SUPPLIED INFORMATION:
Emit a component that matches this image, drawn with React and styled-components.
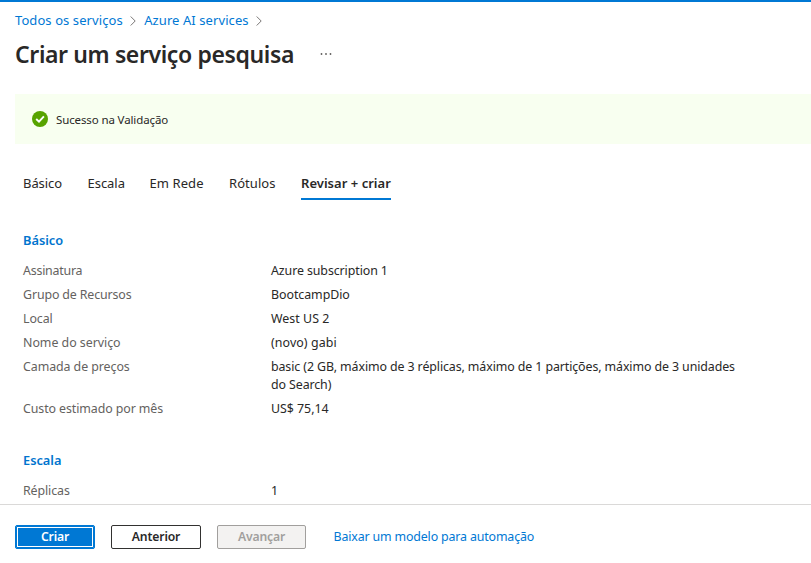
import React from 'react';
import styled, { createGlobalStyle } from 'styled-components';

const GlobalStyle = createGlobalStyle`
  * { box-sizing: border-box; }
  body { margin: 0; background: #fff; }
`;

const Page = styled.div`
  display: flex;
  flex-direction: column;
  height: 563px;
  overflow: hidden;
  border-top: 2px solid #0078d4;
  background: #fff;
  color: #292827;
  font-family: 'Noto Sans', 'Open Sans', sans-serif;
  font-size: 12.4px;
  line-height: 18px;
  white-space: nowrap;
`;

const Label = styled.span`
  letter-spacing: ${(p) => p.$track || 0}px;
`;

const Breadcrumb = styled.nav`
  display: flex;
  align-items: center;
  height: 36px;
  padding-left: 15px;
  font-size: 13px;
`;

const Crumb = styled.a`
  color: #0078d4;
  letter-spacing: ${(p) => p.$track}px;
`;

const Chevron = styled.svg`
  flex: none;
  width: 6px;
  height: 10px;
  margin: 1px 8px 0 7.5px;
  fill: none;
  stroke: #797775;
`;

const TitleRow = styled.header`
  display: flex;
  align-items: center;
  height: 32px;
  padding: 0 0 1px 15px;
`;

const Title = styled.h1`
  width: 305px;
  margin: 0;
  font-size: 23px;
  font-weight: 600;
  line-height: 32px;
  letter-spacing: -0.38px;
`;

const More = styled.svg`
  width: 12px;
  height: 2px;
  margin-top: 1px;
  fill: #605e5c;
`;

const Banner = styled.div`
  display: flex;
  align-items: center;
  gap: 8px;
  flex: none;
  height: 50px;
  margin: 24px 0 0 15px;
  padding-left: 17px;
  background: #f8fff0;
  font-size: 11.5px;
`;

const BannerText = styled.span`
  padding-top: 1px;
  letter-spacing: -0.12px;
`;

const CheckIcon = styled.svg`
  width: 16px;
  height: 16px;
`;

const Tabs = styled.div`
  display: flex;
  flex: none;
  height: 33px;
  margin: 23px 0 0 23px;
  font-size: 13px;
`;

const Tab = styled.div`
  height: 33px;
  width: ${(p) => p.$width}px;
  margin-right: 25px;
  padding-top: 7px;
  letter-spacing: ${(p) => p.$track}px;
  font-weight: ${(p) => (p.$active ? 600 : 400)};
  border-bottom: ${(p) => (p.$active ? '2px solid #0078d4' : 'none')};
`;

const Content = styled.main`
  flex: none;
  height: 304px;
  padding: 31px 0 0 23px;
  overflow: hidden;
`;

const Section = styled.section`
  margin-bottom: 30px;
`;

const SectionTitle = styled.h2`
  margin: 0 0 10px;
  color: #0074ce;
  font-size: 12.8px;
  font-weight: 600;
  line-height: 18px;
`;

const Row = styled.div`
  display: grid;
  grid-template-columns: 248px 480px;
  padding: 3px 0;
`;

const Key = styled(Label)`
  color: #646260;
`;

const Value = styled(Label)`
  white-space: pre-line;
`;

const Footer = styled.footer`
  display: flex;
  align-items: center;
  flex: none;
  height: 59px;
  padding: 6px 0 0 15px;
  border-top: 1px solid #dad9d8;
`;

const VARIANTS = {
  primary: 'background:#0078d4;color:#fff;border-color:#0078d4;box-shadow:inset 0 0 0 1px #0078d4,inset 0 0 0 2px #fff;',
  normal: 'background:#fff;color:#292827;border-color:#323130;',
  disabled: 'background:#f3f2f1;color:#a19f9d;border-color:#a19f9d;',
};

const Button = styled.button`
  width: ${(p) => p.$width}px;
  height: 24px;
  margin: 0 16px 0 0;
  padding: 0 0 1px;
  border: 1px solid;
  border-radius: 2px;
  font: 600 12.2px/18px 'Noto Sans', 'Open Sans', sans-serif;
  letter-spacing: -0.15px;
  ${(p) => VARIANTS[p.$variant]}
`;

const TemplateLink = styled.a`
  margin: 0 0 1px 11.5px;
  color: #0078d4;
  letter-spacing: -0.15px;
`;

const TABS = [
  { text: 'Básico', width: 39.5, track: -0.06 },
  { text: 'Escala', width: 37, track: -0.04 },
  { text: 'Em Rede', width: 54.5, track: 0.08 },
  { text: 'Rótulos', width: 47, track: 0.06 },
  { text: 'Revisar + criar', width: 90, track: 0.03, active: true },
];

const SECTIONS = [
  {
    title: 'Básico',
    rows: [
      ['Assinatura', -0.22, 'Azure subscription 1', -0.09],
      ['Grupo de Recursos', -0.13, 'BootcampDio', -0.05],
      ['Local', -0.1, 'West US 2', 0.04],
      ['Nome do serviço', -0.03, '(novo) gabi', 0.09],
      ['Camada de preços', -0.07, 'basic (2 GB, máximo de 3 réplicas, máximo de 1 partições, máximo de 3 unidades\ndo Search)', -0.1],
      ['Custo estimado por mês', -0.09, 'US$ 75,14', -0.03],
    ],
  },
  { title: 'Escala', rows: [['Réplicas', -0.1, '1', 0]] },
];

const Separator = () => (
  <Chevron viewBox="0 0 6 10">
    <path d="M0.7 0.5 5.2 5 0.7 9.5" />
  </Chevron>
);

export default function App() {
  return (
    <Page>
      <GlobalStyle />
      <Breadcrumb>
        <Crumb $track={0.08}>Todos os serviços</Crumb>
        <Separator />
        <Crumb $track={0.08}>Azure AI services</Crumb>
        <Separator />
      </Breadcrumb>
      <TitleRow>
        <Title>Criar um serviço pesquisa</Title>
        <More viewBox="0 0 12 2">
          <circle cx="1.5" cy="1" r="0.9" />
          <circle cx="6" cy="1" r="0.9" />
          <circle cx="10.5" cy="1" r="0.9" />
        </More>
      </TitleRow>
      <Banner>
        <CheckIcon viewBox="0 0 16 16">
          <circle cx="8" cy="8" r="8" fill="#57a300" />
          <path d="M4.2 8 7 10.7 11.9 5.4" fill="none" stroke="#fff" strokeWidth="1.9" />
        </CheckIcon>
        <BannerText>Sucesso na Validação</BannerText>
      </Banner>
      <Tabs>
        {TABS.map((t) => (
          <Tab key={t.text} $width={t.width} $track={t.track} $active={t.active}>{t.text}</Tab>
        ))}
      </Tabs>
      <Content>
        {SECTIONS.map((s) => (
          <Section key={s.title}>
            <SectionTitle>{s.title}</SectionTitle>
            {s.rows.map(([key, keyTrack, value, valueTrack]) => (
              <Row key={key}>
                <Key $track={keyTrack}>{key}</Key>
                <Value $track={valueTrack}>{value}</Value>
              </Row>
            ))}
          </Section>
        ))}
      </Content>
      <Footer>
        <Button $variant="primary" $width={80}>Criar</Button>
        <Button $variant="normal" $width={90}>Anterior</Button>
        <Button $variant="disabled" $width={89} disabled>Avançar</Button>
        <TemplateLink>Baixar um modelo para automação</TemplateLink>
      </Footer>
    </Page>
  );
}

EXERCISE: Copy the data exactly. Any picture it contains is to be omitted.

SOLVED PROBLEM:
Emit a component that matches this image, drawn with React and styled-components.
import React from 'react';
import styled, { createGlobalStyle } from 'styled-components';

const GlobalStyle = createGlobalStyle`
  * { box-sizing: border-box; }
  body { margin: 0; background: #fff; }
`;

const Page = styled.div`
  display: flex;
  flex-direction: column;
  height: 563px;
  overflow: hidden;
  border-top: 2px solid #0078d4;
  background: #fff;
  color: #292827;
  font-family: 'Noto Sans', 'Open Sans', sans-serif;
  font-size: 12.4px;
  line-height: 18px;
  white-space: nowrap;
`;

const Label = styled.span`
  letter-spacing: ${(p) => p.$track || 0}px;
`;

const Breadcrumb = styled.nav`
  display: flex;
  align-items: center;
  height: 36px;
  padding-left: 15px;
  font-size: 13px;
`;

const Crumb = styled.a`
  color: #0078d4;
  letter-spacing: ${(p) => p.$track}px;
`;

const Chevron = styled.svg`
  flex: none;
  width: 6px;
  height: 10px;
  margin: 1px 8px 0 7.5px;
  fill: none;
  stroke: #797775;
`;

const TitleRow = styled.header`
  display: flex;
  align-items: center;
  height: 32px;
  padding: 0 0 1px 15px;
`;

const Title = styled.h1`
  width: 305px;
  margin: 0;
  font-size: 23px;
  font-weight: 600;
  line-height: 32px;
  letter-spacing: -0.38px;
`;

const More = styled.svg`
  width: 12px;
  height: 2px;
  margin-top: 1px;
  fill: #605e5c;
`;

const Banner = styled.div`
  display: flex;
  align-items: center;
  gap: 8px;
  flex: none;
  height: 50px;
  margin: 24px 0 0 15px;
  padding-left: 17px;
  background: #f8fff0;
  font-size: 11.5px;
`;

const BannerText = styled.span`
  padding-top: 1px;
  letter-spacing: -0.12px;
`;

const CheckIcon = styled.svg`
  width: 16px;
  height: 16px;
`;

const Tabs = styled.div`
  display: flex;
  flex: none;
  height: 33px;
  margin: 23px 0 0 23px;
  font-size: 13px;
`;

const Tab = styled.div`
  height: 33px;
  width: ${(p) => p.$width}px;
  margin-right: 25px;
  padding-top: 7px;
  letter-spacing: ${(p) => p.$track}px;
  font-weight: ${(p) => (p.$active ? 600 : 400)};
  border-bottom: ${(p) => (p.$active ? '2px solid #0078d4' : 'none')};
`;

const Content = styled.main`
  flex: none;
  height: 304px;
  padding: 31px 0 0 23px;
  overflow: hidden;
`;

const Section = styled.section`
  margin-bottom: 30px;
`;

const SectionTitle = styled.h2`
  margin: 0 0 10px;
  color: #0074ce;
  font-size: 12.8px;
  font-weight: 600;
  line-height: 18px;
`;

const Row = styled.div`
  display: grid;
  grid-template-columns: 248px 480px;
  padding: 3px 0;
`;

const Key = styled(Label)`
  color: #646260;
`;

const Value = styled(Label)`
  white-space: pre-line;
`;

const Footer = styled.footer`
  display: flex;
  align-items: center;
  flex: none;
  height: 59px;
  padding: 6px 0 0 15px;
  border-top: 1px solid #dad9d8;
`;

const VARIANTS = {
  primary: 'background:#0078d4;color:#fff;border-color:#0078d4;box-shadow:inset 0 0 0 1px #0078d4,inset 0 0 0 2px #fff;',
  normal: 'background:#fff;color:#292827;border-color:#323130;',
  disabled: 'background:#f3f2f1;color:#a19f9d;border-color:#a19f9d;',
};

const Button = styled.button`
  width: ${(p) => p.$width}px;
  height: 24px;
  margin: 0 16px 0 0;
  padding: 0 0 1px;
  border: 1px solid;
  border-radius: 2px;
  font: 600 12.2px/18px 'Noto Sans', 'Open Sans', sans-serif;
  letter-spacing: -0.15px;
  ${(p) => VARIANTS[p.$variant]}
`;

const TemplateLink = styled.a`
  margin: 0 0 1px 11.5px;
  color: #0078d4;
  letter-spacing: -0.15px;
`;

const TABS = [
  { text: 'Básico', width: 39.5, track: -0.06 },
  { text: 'Escala', width: 37, track: -0.04 },
  { text: 'Em Rede', width: 54.5, track: 0.08 },
  { text: 'Rótulos', width: 47, track: 0.06 },
  { text: 'Revisar + criar', width: 90, track: 0.03, active: true },
];

const SECTIONS = [
  {
    title: 'Básico',
    rows: [
      ['Assinatura', -0.22, 'Azure subscription 1', -0.09],
      ['Grupo de Recursos', -0.13, 'BootcampDio', -0.05],
      ['Local', -0.1, 'West US 2', 0.04],
      ['Nome do serviço', -0.03, '(novo) gabi', 0.09],
      ['Camada de preços', -0.07, 'basic (2 GB, máximo de 3 réplicas, máximo de 1 partições, máximo de 3 unidades\ndo Search)', -0.1],
      ['Custo estimado por mês', -0.09, 'US$ 75,14', -0.03],
    ],
  },
  { title: 'Escala', rows: [['Réplicas', -0.1, '1', 0]] },
];

const Separator = () => (
  <Chevron viewBox="0 0 6 10">
    <path d="M0.7 0.5 5.2 5 0.7 9.5" />
  </Chevron>
);

export default function App() {
  return (
    <Page>
      <GlobalStyle />
      <Breadcrumb>
        <Crumb $track={0.08}>Todos os serviços</Crumb>
        <Separator />
        <Crumb $track={0.08}>Azure AI services</Crumb>
        <Separator />
      </Breadcrumb>
      <TitleRow>
        <Title>Criar um serviço pesquisa</Title>
        <More viewBox="0 0 12 2">
          <circle cx="1.5" cy="1" r="0.9" />
          <circle cx="6" cy="1" r="0.9" />
          <circle cx="10.5" cy="1" r="0.9" />
        </More>
      </TitleRow>
      <Banner>
        <CheckIcon viewBox="0 0 16 16">
          <circle cx="8" cy="8" r="8" fill="#57a300" />
          <path d="M4.2 8 7 10.7 11.9 5.4" fill="none" stroke="#fff" strokeWidth="1.9" />
        </CheckIcon>
        <BannerText>Sucesso na Validação</BannerText>
      </Banner>
      <Tabs>
        {TABS.map((t) => (
          <Tab key={t.text} $width={t.width} $track={t.track} $active={t.active}>{t.text}</Tab>
        ))}
      </Tabs>
      <Content>
        {SECTIONS.map((s) => (
          <Section key={s.title}>
            <SectionTitle>{s.title}</SectionTitle>
            {s.rows.map(([key, keyTrack, value, valueTrack]) => (
              <Row key={key}>
                <Key $track={keyTrack}>{key}</Key>
                <Value $track={valueTrack}>{value}</Value>
              </Row>
            ))}
          </Section>
        ))}
      </Content>
      <Footer>
        <Button $variant="primary" $width={80}>Criar</Button>
        <Button $variant="normal" $width={90}>Anterior</Button>
        <Button $variant="disabled" $width={89} disabled>Avançar</Button>
        <TemplateLink>Baixar um modelo para automação</TemplateLink>
      </Footer>
    </Page>
  );
}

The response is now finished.